**ENTRIES:**
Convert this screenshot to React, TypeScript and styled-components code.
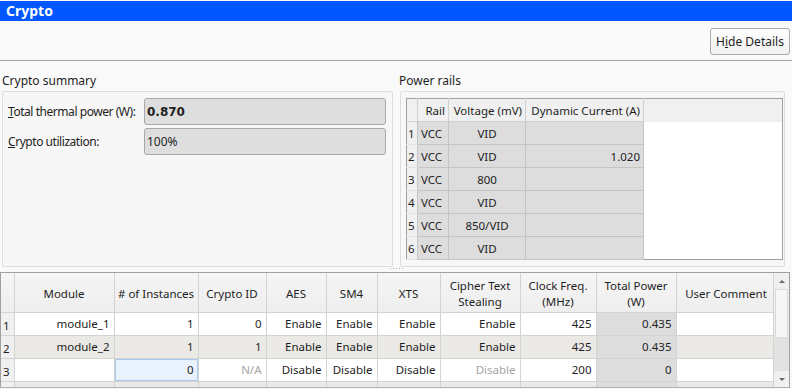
import React from 'react'
import styled, { createGlobalStyle } from 'styled-components'

const GlobalStyle = createGlobalStyle`
  html, body {
    margin: 0;
    padding: 0;
    background: #f9f9f9;
  }
  body {
    font-family: "Noto Sans", "Open Sans", sans-serif;
    font-size: 11.5px;
    color: #1e1e1e;
  }
`

const rails = [
  { rail: 'VCC', voltage: 'VID', current: '' },
  { rail: 'VCC', voltage: 'VID', current: '1.020' },
  { rail: 'VCC', voltage: '800', current: '' },
  { rail: 'VCC', voltage: 'VID', current: '' },
  { rail: 'VCC', voltage: '850/VID', current: '' },
  { rail: 'VCC', voltage: 'VID', current: '' },
]

const columns = [
  { title: 'Module', width: 100 },
  { title: '# of Instances', width: 84 },
  { title: 'Crypto ID', width: 68 },
  { title: 'AES', width: 60 },
  { title: 'SM4', width: 51 },
  { title: 'XTS', width: 63 },
  { title: 'Cipher Text Stealing', width: 80 },
  { title: 'Clock Freq. (MHz)', width: 76 },
  { title: 'Total Power (W)', width: 80 },
  { title: 'User Comment', width: 100 },
]

const modules = [
  { name: 'module_1', inst: '1', id: '0', aes: 'Enable', sm4: 'Enable', xts: 'Enable', cts: 'Enable', clk: '425', power: '0.435' },
  { name: 'module_2', inst: '1', id: '1', aes: 'Enable', sm4: 'Enable', xts: 'Enable', cts: 'Enable', clk: '425', power: '0.435' },
  { name: '', inst: '0', id: 'N/A', aes: 'Disable', sm4: 'Disable', xts: 'Disable', cts: 'Disable', clk: '200', power: '0', empty: true },
  { name: '', inst: '', id: '', aes: '', sm4: '', xts: '', cts: '', clk: '', power: '' },
]

function App() {
  return (
    <Window>
      <GlobalStyle />
      <TitleBar>Crypto</TitleBar>
      <Toolbar>
        <PushButton>H<u>i</u>de Details</PushButton>
      </Toolbar>
      <TopArea>
        <Panel $width={393} $left={0}>
          <PanelTitle $indent={2}>Crypto summary</PanelTitle>
          <GroupBox $pad="6px 6px 6px 5px" $ml={2}>
            <FormGrid>
              <FieldLabel><u>T</u>otal thermal power (W):</FieldLabel>
              <Field $strong>0.870</Field>
              <FieldLabel><u>C</u>rypto utilization:</FieldLabel>
              <Field>100%</Field>
            </FormGrid>
          </GroupBox>
        </Panel>
        <Panel $width={386} $left={6}>
          <PanelTitle $indent={0}>Power rails</PanelTitle>
          <GroupBox $pad="6px 2px 6px 5px" $ml={1}>
            <RailTable>
              <thead>
                <tr>
                  <RailHead $w={11} />
                  <RailHead $w={31}>Rail</RailHead>
                  <RailHead $w={77}>Voltage (mV)</RailHead>
                  <RailHead $w={118}>Dynamic Current (A)</RailHead>
                  <RailHead $blank />
                </tr>
              </thead>
              <tbody>
                {rails.map((r, i) => (
                  <tr key={i}>
                    <RailNum>{i + 1}</RailNum>
                    <RailCell $align="left">{r.rail}</RailCell>
                    <RailCell $align="center">{r.voltage}</RailCell>
                    <RailCell $align="right">{r.current}</RailCell>
                    <RailFill />
                  </tr>
                ))}
              </tbody>
            </RailTable>
          </GroupBox>
        </Panel>
      </TopArea>
      <Splitter>
        <SplitterDots />
      </Splitter>
      <GridFrame>
        <GridScroll>
          <ModuleTable>
            <thead>
              <tr>
                <HeadCell $w={13} />
                {columns.map(c => (
                  <HeadCell key={c.title} $w={c.width}>{c.title}</HeadCell>
                ))}
              </tr>
            </thead>
            <tbody>
              {modules.map((m, i) => (
                <BodyRow key={i} $alt={i % 2 === 1}>
                  <NumCell>{i < 3 ? i + 1 : ''}</NumCell>
                  <Cell>{m.name}</Cell>
                  <Cell $selected={m.empty}>{m.inst}</Cell>
                  <Cell $muted={m.empty}>{m.id}</Cell>
                  <Cell>{m.aes}</Cell>
                  <Cell>{m.sm4}</Cell>
                  <Cell>{m.xts}</Cell>
                  <Cell $muted={m.empty}>{m.cts}</Cell>
                  <Cell>{m.clk}</Cell>
                  <Cell $readonly>{m.power}</Cell>
                  <Cell />
                </BodyRow>
              ))}
            </tbody>
          </ModuleTable>
        </GridScroll>
        <ScrollBar>
          <ScrollArrow $up />
          <ScrollHandle />
          <ScrollTrack />
          <ScrollArrow />
        </ScrollBar>
      </GridFrame>
    </Window>
  )
}

export default App

const Window = styled.div`
  width: 792px;
  height: 389px;
  overflow: hidden;
  display: flex;
  flex-direction: column;
  background: #f9f9f9;
`
const TitleBar = styled.div`
  margin-top: 1px;
  height: 20px;
  line-height: 20px;
  background: #0057ff;
  color: #fff;
  font-weight: bold;
  font-size: 14px;
  padding-left: 6px;
`
const Toolbar = styled.div`
  height: 39px;
  display: flex;
  align-items: center;
  justify-content: flex-end;
  padding-right: 2px;
  border-bottom: 1px solid #a4a4a4;
  background: #fafafa;
`
const PushButton = styled.button`
  width: 80px;
  height: 27px;
  margin-top: 2px;
  border: 1px solid #ababab;
  border-radius: 3px;
  background: linear-gradient(#fefefe, #f1f1f1);
  font-family: inherit;
  font-size: 12px;
  color: #1e1e1e;
  padding: 0;
  white-space: nowrap;
  u { text-decoration-thickness: 1px; }
`
const TopArea = styled.div`
  display: flex;
  height: 206px;
`
const Panel = styled.div<{ $width: number; $left: number }>`
  width: ${p => p.$width}px;
  margin-left: ${p => p.$left}px;
  display: flex;
  flex-direction: column;
`
const PanelTitle = styled.div<{ $indent: number }>`
  height: 30px;
  display: flex;
  align-items: flex-end;
  padding-left: ${p => p.$indent}px;
  padding-bottom: 2px;
  box-sizing: border-box;
  line-height: 16px;
  font-size: 12px;
  color: #1e1e1e;
`
const GroupBox = styled.div<{ $pad: string; $ml: number }>`
  flex: 1;
  margin-left: ${p => p.$ml}px;
  border: 1px solid #dedede;
  border-radius: 2px;
  background: #f7f7f7;
  padding: ${p => p.$pad};
`
const FormGrid = styled.div`
  display: grid;
  grid-template-columns: 136px 1fr;
  row-gap: 3px;
  align-items: center;
`
const FieldLabel = styled.div`
  white-space: nowrap;
  font-size: 12px;
  letter-spacing: -0.45px;
  color: #1e1e1e;
`
const Field = styled.div<{ $strong?: boolean }>`
  height: 27px;
  box-sizing: border-box;
  border: 1px solid #a8a8a8;
  border-radius: 3px;
  background: #dedede;
  display: flex;
  align-items: center;
  padding-left: 2px;
  font-family: ${p => (p.$strong ? '"DejaVu Sans", sans-serif' : 'inherit')};
  font-weight: ${p => (p.$strong ? 'bold' : 'normal')};
  font-size: 12px;
  color: #1e1e1e;
`
const RailTable = styled.table`
  width: 377px;
  height: 162px;
  border-collapse: collapse;
  table-layout: fixed;
  background: #fff;
  border: 1px solid #a0a0a0;
`
const RailHead = styled.th<{ $w?: number; $blank?: boolean }>`
  ${p => (p.$w ? `width: ${p.$w}px;` : '')}
  box-sizing: border-box;
  height: 23px;
  padding: 0 3px 0 0;
  background: #f0f0f0;
  font-weight: normal;
  text-align: right;
  white-space: nowrap;
  overflow: hidden;
  border-right: ${p => (p.$blank ? 'none' : '1px solid #d0d0d0')};
  border-bottom: ${p => (p.$blank ? 'none' : '1px solid #d0d0d0')};
`
const RailNum = styled.td`
  height: 22px;
  padding: 0 0 0 1px;
  background: #f0f0f0;
  border-right: 1px solid #c4c4c4;
  border-bottom: 1px solid #e2e2e2;
`
const RailCell = styled.td<{ $align: 'left' | 'center' | 'right' }>`
  padding: 0 3px;
  background: #dddddd;
  text-align: ${p => p.$align};
  border-right: 1px solid #c4c4c4;
  border-bottom: 1px solid #c4c4c4;
  white-space: nowrap;
`
const RailFill = styled.td`
  background: #fff;
`
const Splitter = styled.div`
  height: 5px;
`
const SplitterDots = styled.div`
  margin: 1px 0 0 389px;
  width: 16px;
  height: 1px;
  background-image: radial-gradient(circle, #b0b0b0 0.7px, transparent 0.8px);
  background-size: 3px 1px;
`
const GridFrame = styled.div`
  width: 790px;
  height: 116px;
  box-sizing: border-box;
  border: 1px solid #a0a0a0;
  border-bottom: 1px solid #b0b0b0;
  display: flex;
  background: #fff;
  overflow: hidden;
`
const GridScroll = styled.div`
  width: 774px;
  overflow: hidden;
`
const ModuleTable = styled.table`
  border-collapse: collapse;
  table-layout: fixed;
  width: 774px;
`
const HeadCell = styled.th<{ $w?: number }>`
  width: ${p => p.$w}px;
  height: 39px;
  padding: 3px 2px 0;
  box-sizing: border-box;
  background: linear-gradient(#f5f5f5, #eeeeee);
  font-weight: normal;
  line-height: 16px;
  text-align: center;
  color: #1e1e1e;
  border-right: 1px solid #d3d3d3;
  border-bottom: 1px solid #d3d3d3;
`
const BodyRow = styled.tr<{ $alt: boolean }>`
  height: 23px;
  background: ${p => (p.$alt ? '#ebe9e6' : '#ffffff')};
`
const NumCell = styled.td`
  padding: 3px 0 0 2px;
  background: #f0f0f0;
  border-right: 1px solid #d3d3d3;
  border-bottom: 1px solid #d3d3d3;
`
const Cell = styled.td<{ $muted?: boolean; $readonly?: boolean; $selected?: boolean }>`
  padding: 0 4px;
  text-align: right;
  white-space: nowrap;
  color: ${p => (p.$muted ? '#a4a4a4' : '#1e1e1e')};
  background: ${p => (p.$readonly ? '#dddddd' : p.$selected ? '#e9f2fc' : 'transparent')};
  border-right: 1px solid #d3d3d3;
  border-bottom: 1px solid #d3d3d3;
  box-shadow: ${p => (p.$selected ? 'inset 0 0 0 1px #a9cbef' : 'none')};
`
const ScrollBar = styled.div`
  width: 15px;
  border-left: 1px solid #d3d3d3;
  display: flex;
  flex-direction: column;
  background: #f0f0f0;
`
const ScrollArrow = styled.div<{ $up?: boolean }>`
  height: 16px;
  display: flex;
  align-items: center;
  justify-content: center;
  &::after {
    content: '';
    border-left: 3px solid transparent;
    border-right: 3px solid transparent;
    ${p => (p.$up ? 'border-bottom: 3px solid #6a6a6a;' : 'border-top: 3px solid #6a6a6a;')}
  }
`
const ScrollHandle = styled.div`
  height: 49px;
  margin: 0 1px;
  box-sizing: border-box;
  border: 1px solid #dadada;
  background: #f6f6f6;
`
const ScrollTrack = styled.div`
  flex: 1;
  background: #e2e2e2;
`
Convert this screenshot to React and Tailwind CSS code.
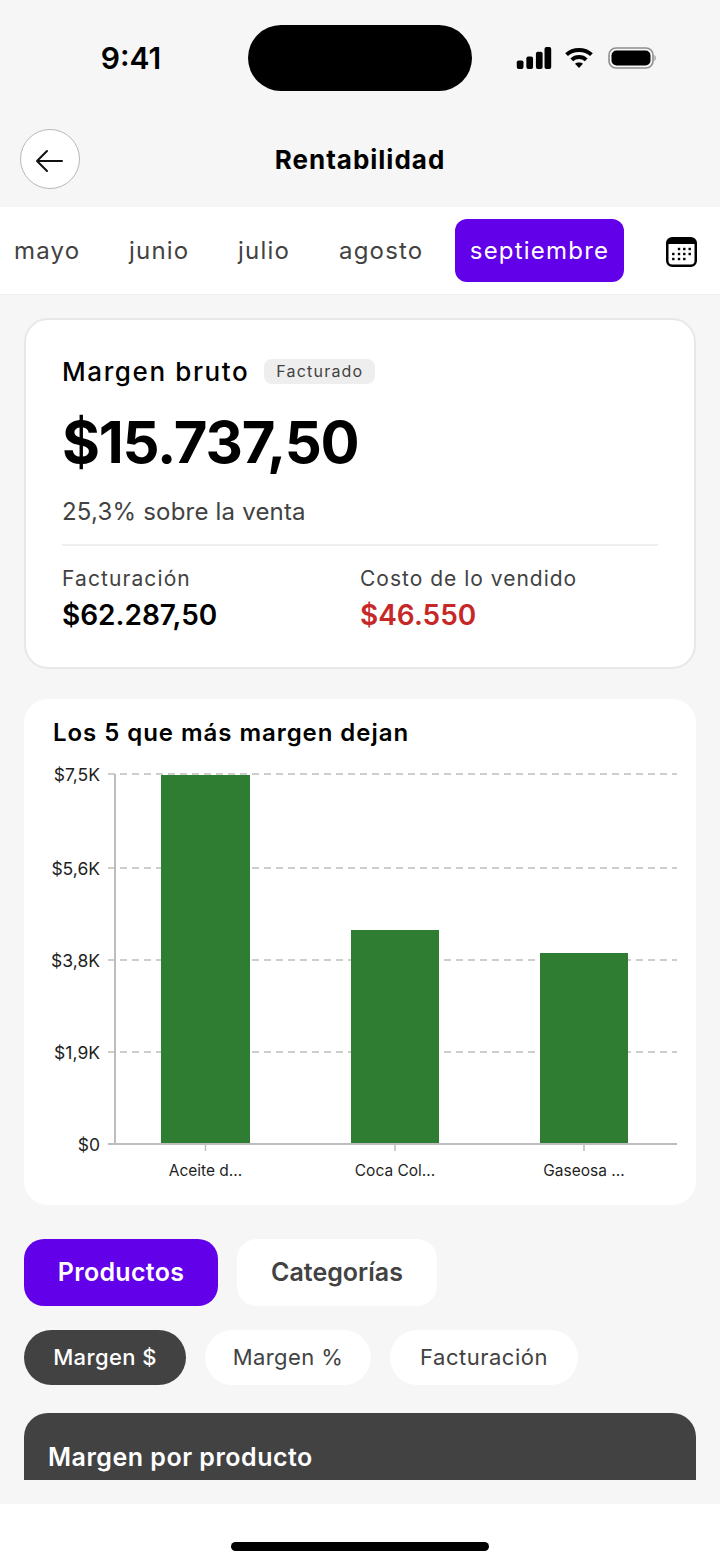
const MESES = [
  { label: 'mayo', w: 'w-[115px]' },
  { label: 'junio', w: 'w-[109px]' },
  { label: 'julio', w: 'w-[101px]' },
  { label: 'agosto', w: 'w-[116px]' },
];
const GRID = [
  { y: 75, label: '$7,5K' },
  { y: 169, label: '$5,6K' },
  { y: 261, label: '$3,8K' },
  { y: 353, label: '$1,9K' },
];
const BARRAS = [
  { x: 137, w: 89, y: 76, label: 'Aceite d...' },
  { x: 327, w: 88, y: 231, label: 'Coca Col...' },
  { x: 516, w: 88, y: 254, label: 'Gaseosa ...' },
];
const PUNTOS = [
  [13, 12], [18.3, 12], [23.7, 12],
  [7.3, 17], [13, 17], [18.3, 17], [23.7, 17],
  [7.3, 22], [13, 22], [18.3, 22],
];

function StatusBar() {
  return (
    <div className="h-[116px] flex items-start">
      <div className="w-[248px] pt-[25px] pl-[14px] text-center text-[30px] leading-[66px] font-semibold text-black">9:41</div>
      <div className="mt-[25px] w-[224px] h-[66px] rounded-[33px] bg-black" />
      <div className="ml-[44px] mt-[47px] flex items-center gap-[12px]">
        <svg width="36" height="22" viewBox="0 0 36 23" fill="black">
          <rect x="0" y="14" width="7" height="9" rx="2" />
          <rect x="10" y="10" width="7" height="13" rx="2" />
          <rect x="20" y="5" width="7" height="18" rx="2" />
          <rect x="29" y="0" width="7" height="23" rx="2" />
        </svg>
        <svg width="30" height="22" viewBox="0 0 30 23" fill="none" stroke="black" strokeWidth="4.2">
          <path d="M2 8 C9 1.5 21 1.5 28 8" />
          <path d="M7.5 13.5 C11.5 9.5 18.5 9.5 22.5 13.5" />
          <path d="M15 22 L10.8 17.6 C13 15.6 17 15.6 19.2 17.6 Z" fill="black" stroke="none" />
        </svg>
        <svg className="ml-[2px]" width="48" height="22" viewBox="0 0 48 22" fill="none">
          <rect x="1" y="1" width="44" height="20" rx="7" stroke="#8e8e8e" strokeWidth="1.6" />
          <rect x="3.5" y="3.5" width="39" height="15" rx="5" fill="black" />
          <path d="M46.5 8 C48 8.5 48 13.5 46.5 14 Z" fill="#8e8e8e" />
        </svg>
      </div>
    </div>
  );
}

function Chart() {
  return (
    <svg width="672" height="455" viewBox="0 51 672 455" className="block">
      {GRID.map(g => (
        <g key={g.y}>
          <line x1="84" x2="653" y1={g.y} y2={g.y} stroke="#bdbdbd" strokeWidth="1.5" strokeDasharray="7 5" />
          <text x="76" y={g.y + 6.5} textAnchor="end" fontSize="17.5" fill="#1f1f1f">{g.label}</text>
        </g>
      ))}
      <line x1="91" x2="91" y1="75" y2="445" stroke="#bdbdbd" strokeWidth="2" />
      {BARRAS.map(b => (
        <g key={b.label}>
          <rect x={b.x} y={b.y} width={b.w} height={445 - b.y} fill="#2e7d32" />
          <line x1={b.x + b.w / 2} x2={b.x + b.w / 2} y1="445" y2="452" stroke="#bdbdbd" strokeWidth="1.5" />
          <text x={b.x + b.w / 2} y="477" textAnchor="middle" fontSize="15.5" fill="#1f1f1f">{b.label}</text>
        </g>
      ))}
      <line x1="84" x2="653" y1="445" y2="445" stroke="#bdbdbd" strokeWidth="2" />
      <text x="76" y="452" textAnchor="end" fontSize="17.5" fill="#1f1f1f">$0</text>
    </svg>
  );
}

export default function App() {
  return (
    <div className="w-[720px] h-[1565px] overflow-hidden flex flex-col bg-[#f6f6f6] font-['Inter',sans-serif]">
      <StatusBar />

      {/* Header */}
      <div className="h-[91px] relative flex items-center justify-center pb-[5px]">
        <button className="absolute left-[20px] top-[13px] w-[60px] h-[60px] rounded-full bg-white border border-[#b8b8b8] flex items-center justify-center">
          <svg className="mt-[3px] mr-[3px]" width="30" height="26" viewBox="0 0 30 26" fill="none" stroke="#111" strokeWidth="2" strokeLinecap="round" strokeLinejoin="round">
            <path d="M28 13 H3 M13 3 L3 13 L13 23" />
          </svg>
        </button>
        <h1 className="text-[26px] font-bold text-black tracking-[1px]">Rentabilidad</h1>
      </div>

      {/* Meses */}
      <div className="h-[88px] bg-white border-b border-[#efefef] flex items-center shrink-0">
        <div className="flex items-center pl-[14px] text-[24px] text-[#424242] tracking-[1.2px]">
          {MESES.map(m => (
            <span key={m.label} className={m.w}>{m.label}</span>
          ))}
          <span className="w-[169px] h-[63px] rounded-[12px] bg-[#6200ea] text-white flex items-center justify-center">septiembre</span>
        </div>
        <svg className="ml-[42px] mt-[2px]" width="31" height="30" viewBox="0 0 31 30">
          <rect x="1.25" y="1.25" width="28.5" height="27.5" rx="5" fill="white" stroke="black" strokeWidth="2.5" />
          <path d="M1 7 V6 a5 5 0 0 1 5 -5 H25 a5 5 0 0 1 5 5 V7 Z" fill="black" />
          {PUNTOS.map(([x, y]) => (
            <rect key={`${x}-${y}`} x={x - 1.2} y={y - 1.2} width="2.4" height="2.4" fill="black" />
          ))}
        </svg>
      </div>

      <div className="px-[24px] pt-[23px] flex flex-col flex-1 min-h-0">
        {/* Resumen */}
        <div className="h-[351px] bg-white rounded-[24px] border-2 border-[#e8e8e8] px-[36px] pt-[31px]">
          <div className="flex items-center gap-[15px] h-[40px]">
            <span className="text-[26px] font-medium text-black tracking-[1.6px]">Margen bruto</span>
            <span className="h-[25px] px-[12px] rounded-[8px] bg-[#eeeeee] text-[16px] leading-[25px] text-[#424242] tracking-[1.2px]">Facturado</span>
          </div>
          <div className="mt-[16px] text-[58px] leading-[70px] font-bold text-black tracking-[-1.2px]">$15.737,50</div>
          <div className="mt-[18px] text-[24px] leading-[34px] text-[#424242] tracking-[0.2px]">25,3% sobre la venta</div>
          <div className="mt-[15px] h-[2px] bg-[#efefef]" />
          <div className="mt-[19px] grid grid-cols-2">
            <div>
              <div className="text-[21px] leading-[28px] text-[#424242] tracking-[1.1px]">Facturación</div>
              <div className="mt-[3px] text-[28px] leading-[38px] font-semibold text-black">$62.287,50</div>
            </div>
            <div>
              <div className="text-[21px] leading-[28px] text-[#424242] tracking-[1px]">Costo de lo vendido</div>
              <div className="mt-[3px] text-[28px] leading-[38px] font-semibold text-[#c62828]">$46.550</div>
            </div>
          </div>
        </div>

        {/* Grafico */}
        <div className="mt-[30px] h-[506px] bg-white rounded-[24px] pt-[17px]">
          <h2 className="pl-[29px] text-[24px] leading-[34px] font-semibold text-black tracking-[0.95px]">Los 5 que más margen dejan</h2>
          <Chart />
        </div>

        {/* Tabs */}
        <div className="mt-[34px] flex gap-[19px]">
          <button className="w-[194px] h-[67px] rounded-[20px] bg-[#6200ea] text-white text-[25px] font-semibold tracking-[0.3px]">Productos</button>
          <button className="w-[200px] h-[67px] rounded-[20px] bg-white text-[#424242] text-[25px] font-semibold">Categorías</button>
        </div>

        {/* Filtros */}
        <div className="mt-[24px] flex gap-[19px]">
          <button className="w-[162px] h-[55px] rounded-full bg-[#424242] text-white text-[22px] font-medium tracking-[0.4px]">Margen $</button>
          <button className="w-[166px] h-[55px] rounded-full bg-white text-[#424242] text-[22px] tracking-[0.4px]">Margen %</button>
          <button className="w-[188px] h-[55px] rounded-full bg-white text-[#424242] text-[22px] tracking-[0.5px]">Facturación</button>
        </div>

        {/* Tabla recortada */}
        <div className="mt-[28px] h-[67px] rounded-t-[24px] bg-[#424242] px-[24px] pt-[27px] text-[25px] leading-[34px] font-semibold text-white tracking-[0.5px] overflow-hidden">
          Margen por producto
        </div>
      </div>

      {/* Home indicator */}
      <div className="h-[61px] bg-white shrink-0 flex justify-center pt-[38px]">
        <div className="w-[258px] h-[9px] rounded-full bg-black" />
      </div>
    </div>
  );
}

**PROBLEM STATEMENT:** Where a line in the material contains "this", copy that line.

**REPLY:**
Convert this screenshot to React, TypeScript and styled-components code.
Convert this screenshot to React and Tailwind CSS code.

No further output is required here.